Glencore International Plc Chief Executive Officer Ivan Glasenberg said he hoped mining CEOs “have learnt their lesson. They built, they didn’t get the returns for their shareholders. It’s time to stop building.” Photographer: Andrey Rudakov/Bloomberg
“We’ve always been wanting to keep building and keep putting the cash which we generate into new assets,” he said. “That’s what we’ve got to stop doing as a mining industry. We’ve got to learn about demand and supply.”
BHP Billiton Ltd. (BHP) and Rio Tinto Group (RIO), the world’s two largest mining companies, and Anglo American Plc (AAL) have reported lower profits this month on rising costs and waning global growth. The CEOs of those three have quit or announced plans to depart after investors criticized them for the acquisition of assets whose value was later written down.
“Now we have a new generation of CEOs; I hope CEOs have learnt their lesson,” Glasenberg told the BMO Capital Markets conference in Hollywood, Florida. “They built, they didn’t get the returns for their shareholders. It’s time to stop building.”
Glasenberg, a 28-year veteran of Glencore and the company’s largest shareholder with a 16 percent stake, took over as CEO of the Baar, Switzerland-based company in 2002 and pursued a strategy of growth by acquisition.
Since a $10 billion initial public offering in 2011, he has agreed to a $34 billion all-share deal to buy Xstrata Plc (XTA) to add mines and smelters, and completed a C$6.1 billion ($5.9 billion) takeover of Viterra Inc. in December to boost agriculture operations.
Rio Tinto’s new CEO Sam Walsh said at the same conference yesterday that he will be “taking steps to rein in capital expenditure.” Walsh replaced Tom Albanese as CEO on Jan. 17 after his predecessor quit following a $14 billion writedown on the value of takeovers.
Last year’s spending of $17.4 billion on projects by Rio will represent its peak year of investment, he said. The company estimates spending of about $13 billion this year though this may be reviewed, he said.
“I’ll be looking at existing projects with a fresh pair of eyes and considering all alternatives,” Walsh said. “These could include continuing with the current plan, slowing it down, introducing new partners or canceling projects altogether. This review has high priority.”
BHP’s newly appointed CEO Andrew Mackenzie plans to make cutting costs and boosting productivity a priority, he said in a Feb. 24 interview with the Australian Broadcasting Corp. according to a transcript.
Faced with falling prices crimping profits, BHP unveiled $1.9 billion in cost savings when it released its half-year results Feb. 20, as net income dropped 58 percent after commodity prices declined. Mackenzie, the head of BHP’s copper unit, who previously worked at BP Plc (BP/) and Rio Tinto, takes over from Marius Kloppers on May 10.

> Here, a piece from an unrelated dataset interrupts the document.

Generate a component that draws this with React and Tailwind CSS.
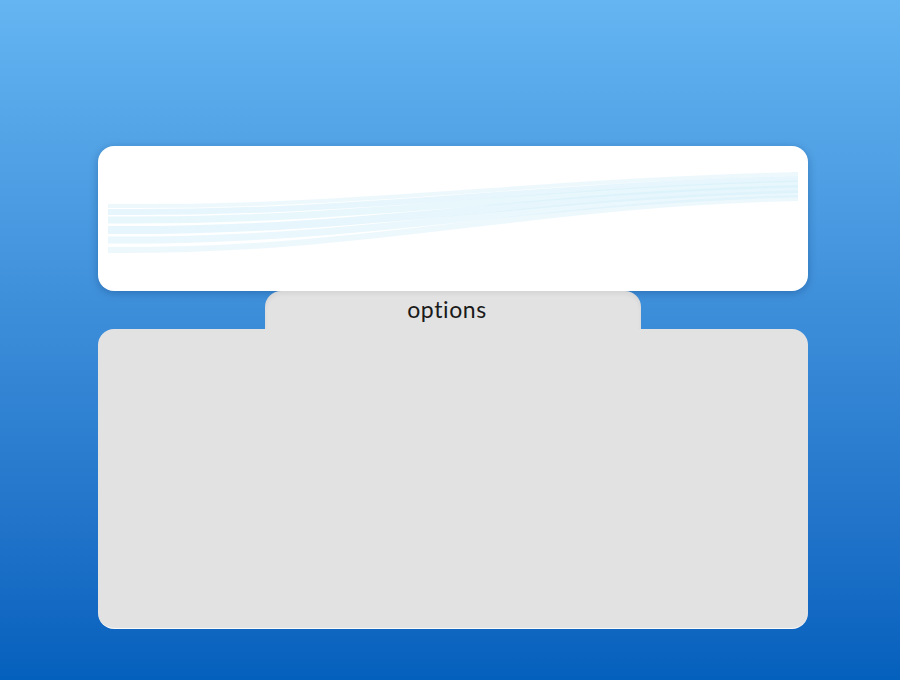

“There’s no doubt in the world that shareholders are demanding discipline in terms of the way we allocate capital now,” Cutifani said in Cape Town on Feb. 7. “As an industry, we’ve lost a bit of trust and as leadership we’ve got to regain that trust.”
Stalling development of new mines will help prolong higher prices for commodities and bolster dividends for investors, Glasenberg, a former accountant and coal trader, told the conference yesterday.
“We will get better returns on our investments, we will be able to kick out more cash to our shareholders,” he said. “We will be late to invest. So, who cares? We’ll be late and we’ll have to invest in five years’ time. It’ll take us three years to build the mine but we could hopefully have an eight-year run.”
Glencore rose 0.3 percent to 383.05 pence by the close in London trading, valuing it at 27.2 billion pounds ($41.1 billion).
After combining with Xstrata, the company will have interests in about 35 coal mines in Colombia, Africa and Australia, and make up about 10 percent of global seaborne exports of the fuel.
It also will be the world’s third-biggest producer of mined copper, the largest zinc miner, and the biggest exporter of coal burned by power stations. The company will have about 11 percent of the 13 million metric-ton global zinc market and about 40 percent of the 1.9 million tons of the metal produced in Europe.
“What we’ve got to do, when the markets do get stronger, no need to keep building a new asset and let’s keep the market tight for a while,” Glasenberg said. “Not that we’re here to create an anti-competitive nature, but we’ve got to get returns. You the investors want to get returns on our assets and it’s easily done if we just use our brains.”
Glencore hopes to get final regulatory approval for the Xstrata takeover from China by a March 15 deadline, Glasenberg said. The CEO said he doesn’t think Xstrata’s 25 percent stake in Lonmin Plc (LMI) is a “long-term asset” for the next company.
“I hope we are in a new paradigm in the mining industry,” Glasenberg said. “It’s really, I believe, catastrophic what we’ve done in this industry.”